Every line below should be copied exactly; drop the pictures.
## BEGIN Given data
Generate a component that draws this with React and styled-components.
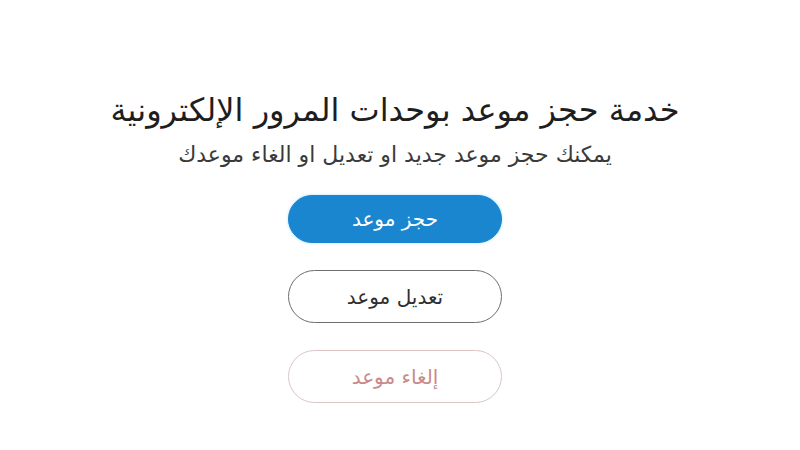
import styled, { createGlobalStyle } from "styled-components";

const GlobalStyle = createGlobalStyle`
  html, body {
    margin: 0;
    background: #ffffff;
  }
  body {
    font-family: "DejaVu Sans", "Noto Sans", sans-serif;
  }
`;

export default function App() {
  return (
    <>
      <GlobalStyle />
      <Page dir="rtl">
        <Title>خدمة حجز موعد بوحدات المرور الإلكترونية</Title>
        <Subtitle>يمكنك حجز موعد جديد او تعديل او الغاء موعدك</Subtitle>
        <Actions>
          <ActionButton $variant="primary">حجز موعد</ActionButton>
          <ActionButton $variant="outline">تعديل موعد</ActionButton>
          <ActionButton $variant="danger">إلغاء موعد</ActionButton>
        </Actions>
      </Page>
    </>
  );
}

const Page = styled.div`
  width: 800px;
  height: 450px;
  display: flex;
  flex-direction: column;
  align-items: center;
  padding-top: 88px;
  padding-right: 10px;
  box-sizing: border-box;
`;

const Title = styled.h1`
  margin: 0;
  font-size: 32px;
  font-weight: 400;
  color: #1e1e1e;
  line-height: 44px;
`;

const Subtitle = styled.p`
  margin: 9px 0 0;
  font-size: 22px;
  color: #3a3a3a;
  line-height: 28px;
`;

const Actions = styled.div`
  margin-top: 26px;
  display: flex;
  flex-direction: column;
  gap: 27px;
`;

const variants = {
  primary: `
    background: #1a86cf;
    color: #ffffff;
    border: 1px solid #1a86cf;
    height: 48px;
    box-shadow: 0 0 3px rgba(80, 200, 255, 0.5);
  `,
  outline: `
    background: #ffffff;
    color: #2f2f2f;
    border: 1.5px solid #6e6e6e;
    height: 53px;
  `,
  danger: `
    background: #ffffff;
    color: #c98a8a;
    border: 1.5px solid #dcc4c4;
    height: 53px;
  `,
};

const ActionButton = styled.button`
  width: 214px;
  box-sizing: border-box;
  border-radius: 27px;
  font-family: "DejaVu Sans", sans-serif;
  font-size: 20px;
  cursor: pointer;
  ${({ $variant }) => variants[$variant]}
`;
## END Given data
### Finished exercise:
Generate a component that draws this with React and styled-components.
import styled, { createGlobalStyle } from "styled-components";

const GlobalStyle = createGlobalStyle`
  html, body {
    margin: 0;
    background: #ffffff;
  }
  body {
    font-family: "DejaVu Sans", "Noto Sans", sans-serif;
  }
`;

export default function App() {
  return (
    <>
      <GlobalStyle />
      <Page dir="rtl">
        <Title>خدمة حجز موعد بوحدات المرور الإلكترونية</Title>
        <Subtitle>يمكنك حجز موعد جديد او تعديل او الغاء موعدك</Subtitle>
        <Actions>
          <ActionButton $variant="primary">حجز موعد</ActionButton>
          <ActionButton $variant="outline">تعديل موعد</ActionButton>
          <ActionButton $variant="danger">إلغاء موعد</ActionButton>
        </Actions>
      </Page>
    </>
  );
}

const Page = styled.div`
  width: 800px;
  height: 450px;
  display: flex;
  flex-direction: column;
  align-items: center;
  padding-top: 88px;
  padding-right: 10px;
  box-sizing: border-box;
`;

const Title = styled.h1`
  margin: 0;
  font-size: 32px;
  font-weight: 400;
  color: #1e1e1e;
  line-height: 44px;
`;

const Subtitle = styled.p`
  margin: 9px 0 0;
  font-size: 22px;
  color: #3a3a3a;
  line-height: 28px;
`;

const Actions = styled.div`
  margin-top: 26px;
  display: flex;
  flex-direction: column;
  gap: 27px;
`;

const variants = {
  primary: `
    background: #1a86cf;
    color: #ffffff;
    border: 1px solid #1a86cf;
    height: 48px;
    box-shadow: 0 0 3px rgba(80, 200, 255, 0.5);
  `,
  outline: `
    background: #ffffff;
    color: #2f2f2f;
    border: 1.5px solid #6e6e6e;
    height: 53px;
  `,
  danger: `
    background: #ffffff;
    color: #c98a8a;
    border: 1.5px solid #dcc4c4;
    height: 53px;
  `,
};

const ActionButton = styled.button`
  width: 214px;
  box-sizing: border-box;
  border-radius: 27px;
  font-family: "DejaVu Sans", sans-serif;
  font-size: 20px;
  cursor: pointer;
  ${({ $variant }) => variants[$variant]}
`;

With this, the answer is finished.